Fruit of Preterition

math long

RKHS and Kernel Learning

The Setup

Reproducing kernel Hilbert spaces (RKHS) are what you get when you insist on one thing: in your function space, point evaluation should be continuous. That is, $f \mapsto f(x)$ should be a bounded linear functional for each $x$.

That is a very mild-sounding demand. $L^2$ doesn’t satisfy it (point evaluation isn’t even defined there). But the spaces where it does hold turn out to have a rich structure - every such space has a distinguished “kernel” $k(x,y)$ that encodes everything, and a correspondingly rich computational toolkit.

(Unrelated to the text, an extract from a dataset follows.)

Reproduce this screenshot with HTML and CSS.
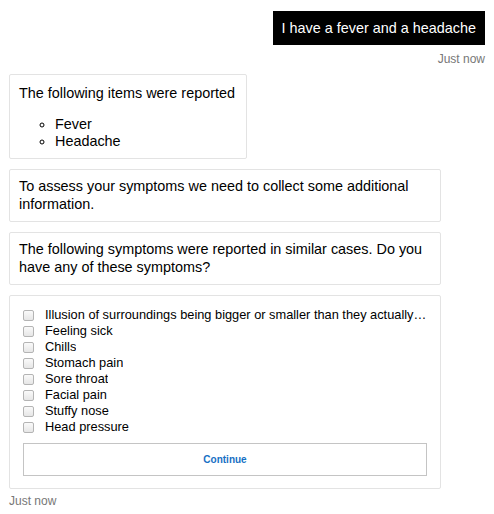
FILE: index.html
```html
<!DOCTYPE html>
<html>
<head>
<meta charset="utf-8">
<link rel="stylesheet" href="styles.css">
</head>
<body>
<div class="chat">
  <div class="user-group">
    <div class="user-bubble">I have a fever and a headache</div>
    <div class="time time-right">Just now</div>
  </div>
  <div class="bot-group">
    <div class="card">
      <p class="card-text">The following items were reported</p>
      <ul class="items">
        <li>Fever</li>
        <li>Headache</li>
      </ul>
    </div>
    <div class="card wide">
      <p class="card-text">To assess your symptoms we need to collect some additional information.</p>
    </div>
    <div class="card wide">
      <p class="card-text">The following symptoms were reported in similar cases. Do you have any of these symptoms?</p>
    </div>
    <div class="card wide form">
      <ul class="checks">
        <li><label><input type="checkbox"><span>Illusion of surroundings being bigger or smaller than they actually are</span></label></li>
        <li><label><input type="checkbox"><span>Feeling sick</span></label></li>
        <li><label><input type="checkbox"><span>Chills</span></label></li>
        <li><label><input type="checkbox"><span>Stomach pain</span></label></li>
        <li><label><input type="checkbox"><span>Sore throat</span></label></li>
        <li><label><input type="checkbox"><span>Facial pain</span></label></li>
        <li><label><input type="checkbox"><span>Stuffy nose</span></label></li>
        <li><label><input type="checkbox"><span>Head pressure</span></label></li>
      </ul>
      <button class="continue">Continue</button>
    </div>
    <div class="time">Just now</div>
  </div>
</div>
</body>
</html>
```
FILE: styles.css
```css
html, body {
  margin: 0;
  padding: 0;
  background: #fff;
}
body {
  font-family: "Liberation Sans", Arial, sans-serif;
  color: #000;
}
.chat {
  padding: 11px 9px;
  display: flex;
  flex-direction: column;
}
.user-group {
  display: flex;
  flex-direction: column;
  align-items: flex-end;
}
.user-bubble {
  background: #000;
  color: #fff;
  font-size: 14.4px;
  line-height: 18px;
  padding: 8px 9px;
}
.time {
  font-size: 12px;
  line-height: 14px;
  color: #777;
}
.time-right {
  margin-top: 7px;
}
.bot-group {
  margin-top: 8px;
  display: flex;
  flex-direction: column;
  align-items: flex-start;
}
.card {
  border: 1px solid #e3e3e3;
  border-radius: 2px;
  padding: 9px 11px 8px 9px;
  margin-bottom: 10px;
  font-size: 14.4px;
  line-height: 18px;
  box-sizing: border-box;
}
.card.wide {
  width: 432px;
  padding: 7px 9px 8px 9px;
}
.card-text {
  margin: 0;
}
.items {
  margin: 14px 0 0 0;
  padding-left: 36px;
  list-style: circle;
  line-height: 17px;
}
.card.form {
  padding: 11px 13px 12px 13px;
  margin-bottom: 5px;
}
.checks {
  list-style: none;
  margin: 0;
  padding: 0;
  font-size: 12.8px;
  line-height: 16px;
}
.checks label {
  display: flex;
  align-items: center;
}
.checks span {
  white-space: nowrap;
  overflow: hidden;
  text-overflow: ellipsis;
  min-width: 0;
}
.checks input {
  appearance: none;
  -webkit-appearance: none;
  width: 11px;
  height: 11px;
  margin: 0 11px 0 0;
  border: 1px solid #b4b4b4;
  border-radius: 2px;
  background: linear-gradient(#fafafa, #e6e6e6);
  flex: none;
  box-sizing: border-box;
}
.continue {
  display: block;
  width: 100%;
  height: 33px;
  margin-top: 8px;
  background: #fff;
  border: 1px solid #c4c4c4;
  border-radius: 0;
  color: #1670c4;
  font-family: "Liberation Sans", Arial, sans-serif;
  font-weight: bold;
  font-size: 10px;
}
```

This is the seed for kernel methods, Gaussian processes, kernel mean embeddings, the NTK regime of deep learning, and half of nonparametric statistics. We’ll set up the toolkit and point at where each piece gets used.

The Three-Legged Stool

There are three equivalent ways to define an RKHS, and each is useful in different contexts.

Definition 1: the reproducing property. A Hilbert space $\mathcal{H}$ of functions $f : \mathcal{X} \to \mathbb{R}$ is an RKHS if for every $x \in \mathcal{X}$, the evaluation functional $\delta_x : f \mapsto f(x)$ is bounded. By Riesz representation, there exists $k_x \in \mathcal{H}$ such that

\[f(x) = \langle f, k_x \rangle_\mathcal{H}.\]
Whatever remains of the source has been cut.